───── Data block ─────
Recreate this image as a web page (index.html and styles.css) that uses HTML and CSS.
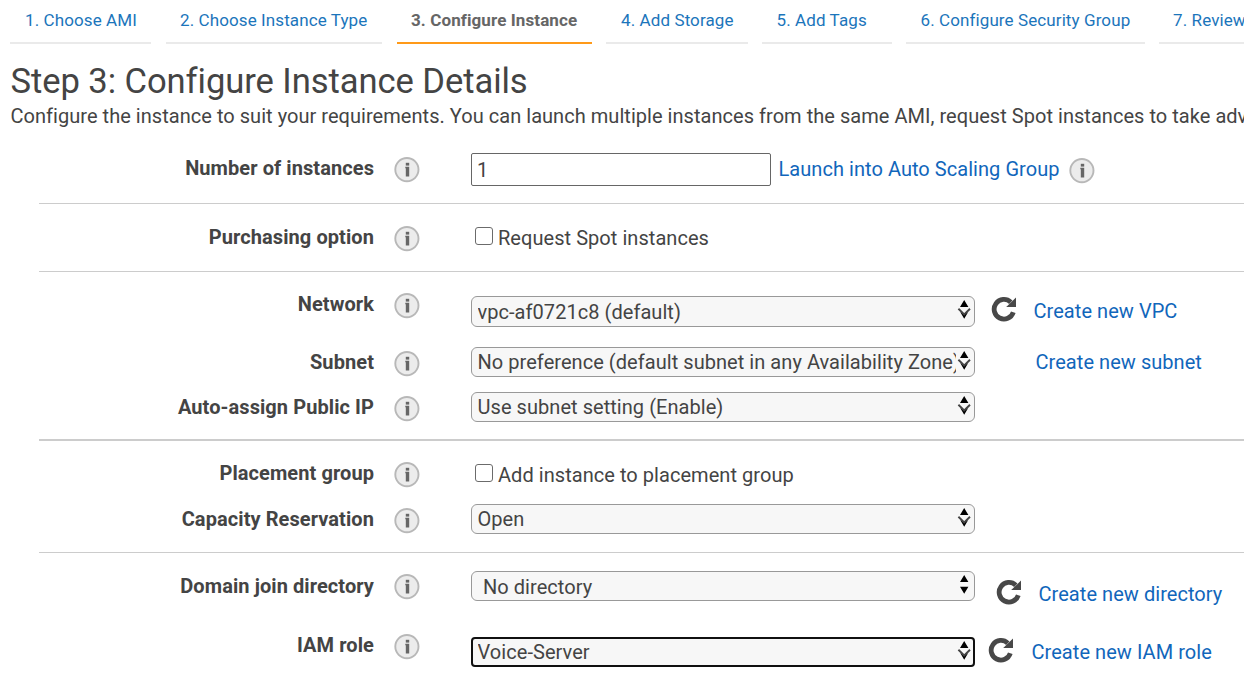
FILE: index.html
```html
<!DOCTYPE html>
<html lang="en">
<head>
<meta charset="utf-8">
<title>Configure Instance Details</title>
<link rel="stylesheet" href="styles.css">
</head>
<body>
<svg class="sprite" aria-hidden="true">
  <symbol id="info" viewBox="0 0 26 26">
    <circle cx="12.9" cy="12.6" r="11.6" fill="#ececec" stroke="#b8b8b8" stroke-width="1.9"/>
    <rect x="11.8" y="5.8" width="3.4" height="2.8" fill="#666"/>
    <path d="M11.3 9.8h3.9v9.6h-3.4v-8.2h-.5z" fill="#666"/>
  </symbol>
  <symbol id="refresh" viewBox="0 0 26 26">
    <path d="M19.8 6.2A9.8 9.8 0 1 0 22.3 16.2" fill="none" stroke="#484848" stroke-width="4.8"/>
    <path d="M25 1.6V11H15.2z" fill="#484848"/>
  </symbol>
  <symbol id="arrows" viewBox="0 0 14 20">
    <path d="M7.2 0l4.2 7H3zM3 11.7h8.4l-4.2 7z" fill="#000"/>
  </symbol>
  <symbol id="arrows-chevron" viewBox="0 0 14 20">
    <path d="M7.2 0l4.2 7H3zM3.2 12l4 2.4l4-2.4l-4 6.7z" fill="#000"/>
    <path d="M1.4 8.8L7.2 14.4L13 8.8" fill="none" stroke="#444" stroke-width="1.9"/>
  </symbol>
</svg>
<nav class="tabs">
  <a class="tab tab--ami">1. Choose AMI</a>
  <a class="tab tab--type">2. Choose Instance Type</a>
  <a class="tab tab--configure tab--active">3. Configure Instance</a>
  <a class="tab tab--storage">4. Add Storage</a>
  <a class="tab tab--tags">5. Add Tags</a>
  <a class="tab tab--security">6. Configure Security Group</a>
  <a class="tab tab--review">7. Review</a>
</nav>
<header class="intro">
  <h1>Step 3: Configure Instance Details</h1>
  <p>Configure the instance to suit your requirements. You can launch multiple instances from the same AMI, request Spot instances to take advantage</p>
</header>
<main class="form">
  <section>
    <div class="row row--count">
      <label>Number of instances</label>
      <svg class="info"><use href="#info"/></svg>
      <div class="field"><div class="input">1</div><a class="link">Launch into Auto Scaling Group</a><svg class="info info--inline"><use href="#info"/></svg></div>
    </div>
  </section>
  <section>
    <div class="row row--purchase">
      <label>Purchasing option</label>
      <svg class="info"><use href="#info"/></svg>
      <div class="field"><span class="checkbox"></span><span class="check-text">Request Spot instances</span></div>
    </div>
  </section>
  <section class="section--heavy">
    <div class="row row--network">
      <label>Network</label>
      <svg class="info"><use href="#info"/></svg>
      <div class="field"><div class="select"><span>vpc-af0721c8 (default)</span><svg><use href="#arrows-chevron"/></svg></div><svg class="refresh"><use href="#refresh"/></svg><a class="link">Create new VPC</a></div>
    </div>
    <div class="row row--subnet">
      <label>Subnet</label>
      <svg class="info"><use href="#info"/></svg>
      <div class="field"><div class="select"><span>No preference (default subnet in any Availability Zone)</span><svg><use href="#arrows-chevron"/></svg></div><a class="link">Create new subnet</a></div>
    </div>
    <div class="row row--ip">
      <label>Auto-assign Public IP</label>
      <svg class="info"><use href="#info"/></svg>
      <div class="field"><div class="select"><span>Use subnet setting (Enable)</span><svg><use href="#arrows-chevron"/></svg></div></div>
    </div>
  </section>
  <section>
    <div class="row row--placement">
      <label>Placement group</label>
      <svg class="info"><use href="#info"/></svg>
      <div class="field"><span class="checkbox"></span><span class="check-text">Add instance to placement group</span></div>
    </div>
    <div class="row row--capacity">
      <label>Capacity Reservation</label>
      <svg class="info"><use href="#info"/></svg>
      <div class="field"><div class="select"><span>Open</span><svg><use href="#arrows-chevron"/></svg></div></div>
    </div>
  </section>
  <section class="section--last">
    <div class="row row--domain">
      <label>Domain join directory</label>
      <svg class="info"><use href="#info"/></svg>
      <div class="field"><div class="select"><span>No directory</span><svg><use href="#arrows"/></svg></div><svg class="refresh"><use href="#refresh"/></svg><a class="link">Create new directory</a></div>
    </div>
    <div class="row row--iam">
      <label>IAM role</label>
      <svg class="info"><use href="#info"/></svg>
      <div class="field"><div class="select select--focus"><span>Voice-Server</span><svg><use href="#arrows-chevron"/></svg></div><svg class="refresh"><use href="#refresh"/></svg><a class="link">Create new IAM role</a></div>
    </div>
  </section>
</main>
</body>
</html>
```
FILE: styles.css
```css
* { box-sizing: border-box; }
html, body { height: 682px; overflow: hidden; }
body {
  margin: 0;
  background: #fff;
  color: #444;
  font: 20px/24px Roboto, "Liberation Sans", sans-serif;
  letter-spacing: 0.05px;
  white-space: nowrap;
}
svg { display: block; flex: none; }
.sprite { display: none; }

/* Wizard steps */
.tabs { display: flex; height: 44px; padding-left: 10px; }
.tab {
  flex: none;
  padding: 10px 0 0 15px;
  border-bottom: 2px solid #eaeaea;
  color: #1b75bb;
  font-size: 17px;
  line-height: 20px;
  letter-spacing: 0.1px;
}
.tab--ami { width: 141px; margin-right: 15px; }
.tab--type { width: 216px; margin-right: 15px; padding-left: 14px; }
.tab--configure { width: 195px; margin-right: 14px; padding-left: 14px; }
.tab--storage { width: 142px; margin-right: 14px; }
.tab--tags { width: 130px; margin-right: 14px; padding-left: 14.5px; }
.tab--security { width: 239px; margin-right: 14px; padding-left: 14.5px; }
.tab--review { width: 130px; padding-left: 14px; }
.tab--active { border-color: #ff9a19; color: #666; font-weight: 700; }

.intro { height: 101px; padding: 17px 0 0 10.5px; overflow: hidden; }
h1 { margin: 0; font-size: 34.6px; line-height: 40px; font-weight: 400; letter-spacing: -0.07px; }
p { margin: 3px 0 0; letter-spacing: 0.038px; }

/* Form rows: label, help icon, field */
.form { padding-left: 39px; }
section { border-bottom: 1px solid #ccc; }
.section--heavy { border-bottom-width: 2px; }
.section--last { border-bottom: 0; }
.row {
  display: grid;
  grid-template-columns: 335px 26px 1fr;
  column-gap: 20px;
  align-items: start;
}
label { text-align: right; font-weight: 700; letter-spacing: 0.08px; }
.info { width: 26px; height: 26px; margin-top: 1px; }
.field { display: flex; align-items: flex-start; padding-left: 31px; }
.link { color: #1166bb; }

.input {
  width: 300px;
  height: 33px;
  padding: 4px 5px;
  border: 1px solid #666;
  border-radius: 2px;
}
.checkbox {
  width: 18px;
  height: 18px;
  margin: 1px 5px 0 4px;
  border: 1px solid #6b6b6b;
  border-radius: 3px;
}
.select {
  display: flex;
  flex: none;
  width: 504px;
  height: 30px;
  padding: 2px 3px 0 5.5px;
  border: 1px solid #999;
  border-radius: 6px;
  background: #f7f7f7;
}
.select span { flex: 1; min-width: 0; overflow: hidden; }
.select svg { width: 14px; height: 20px; margin: 1px 0 0 1px; }
.select--focus { padding: 1px 2px 0 4.5px; border: 2px solid #101010; border-radius: 4px; }
.refresh { width: 26px; height: 26px; }

.row--count { height: 58px; padding-top: 8px; }
.row--count label { margin-top: 3px; }
.row--count .info { margin-top: 4px; }
.row--count .link { margin: 4px 0 0 7.5px; }
.row--count .info--inline { margin: 5px 0 0 9px; }

.row--purchase { height: 67px; padding-top: 21px; }
.row--purchase .checkbox { margin-top: 2px; }
.row--purchase .check-text { margin-top: 1px; }

.row--network { height: 68px; padding-top: 20px; }
.row--network .select { height: 31px; margin-top: 4px; }
.row--network .select span { padding-top: 1px; }
.row--network .refresh { margin: 4px 16.5px 0 16px; }
.row--network .link { margin-top: 7px; }

.row--subnet { height: 47px; padding-top: 7px; }
.row--subnet label { margin-top: 3px; }
.row--subnet .info { margin-top: 4px; }
.row--subnet .link { margin: 3px 0 0 60.5px; }

.row--ip { height: 52px; padding-top: 5px; }
.row--ip label { margin-top: 3px; }
.row--ip .info { margin-top: 4px; }

.row--placement { height: 58px; padding-top: 20px; }
.row--placement .checkbox { margin-top: 3px; }
.row--placement .check-text { margin-top: 2px; }

.row--capacity { height: 53px; padding-top: 5px; }
.row--capacity label { margin-top: 3px; }
.row--capacity .info { margin-top: 4px; }

.row--domain { height: 75px; padding-top: 18px; }
.row--domain label, .row--domain .info { margin-top: 3px; }
.row--domain .select span { padding: 1px 0 0 5.5px; }
.row--domain .refresh { margin: 8px 16.5px 0 21px; }
.row--domain .link { margin-top: 11px; }

.row--iam { height: 54px; padding-top: 5px; }
.row--iam .select { margin-top: 4px; }
.row--iam .refresh { margin: 4px 17.5px 0 13px; }
.row--iam .link { margin-top: 7px; }
```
─────
● **Description of the task**:
Where a line of the material above holds the string "index", copy that line.

● **Result**:
Recreate this image as a web page (index.html and styles.css) that uses HTML and CSS.
FILE: index.html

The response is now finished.